Recently considering the matter of the pursuit of the longshot of celebrity--the immense time and effort and often money people pour into it, with almost no chance of realizing the goal--the question "Why do they do it?" inevitably comes up.
The obvious answer--which Upton Sinclair already gave in 1927's Money Writes!--has been that the rewards are immense, the alternatives profoundly unattractive (life as a "nobody" instead of a "somebody"), and that society relentlessly encourages the public to not count the one-in-a-million odds and instead believe that they are that one in the million that will win this "winner take all" game.

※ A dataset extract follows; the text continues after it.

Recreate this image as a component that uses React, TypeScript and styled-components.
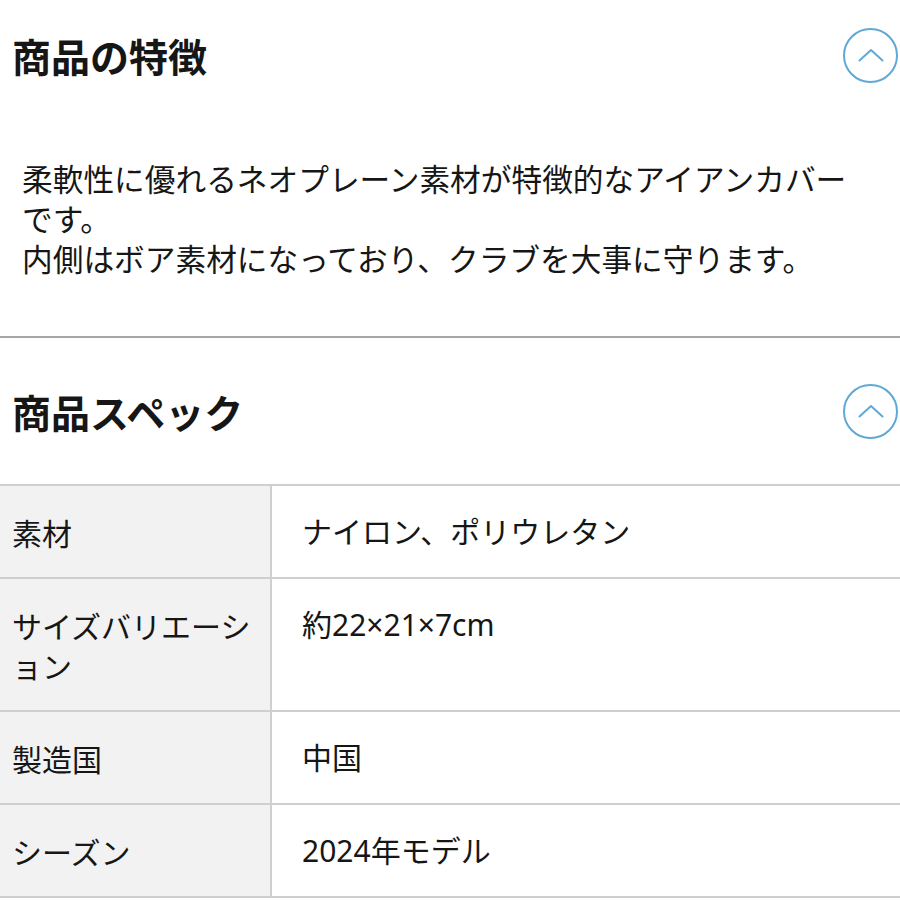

Still, it seems there is something more to be said of the last part of that, the persuasion that they will surely be the exception, with all its profound unreason, enjoining the public to set aside the depressing rational calculation and its implications in favor of "faith," all while vehemently insisting that a lack of "faith"--a lack of readiness to believe in those things running contrary to the evidence of the senses and the conclusions one derives from them using reason, and in which Authority tells them to believe for its convenience--is not just the mark of a superficial mind failing to apprehend "higher" and greater realities, but a grave "character flaw" dooming the sufferer to misery in this world as well as in the next. (Thus does our crappy popular fiction so often depict atheists, rationalists and other "faithless" persons as miserable people and show them up as wrong in the end.)
Do not think, goes the teaching, believe--for knowledge will serve you less well than belief, so much so that one may say that ignorance is strength.
By any chance, do you remember which society encouraged that particular outlook?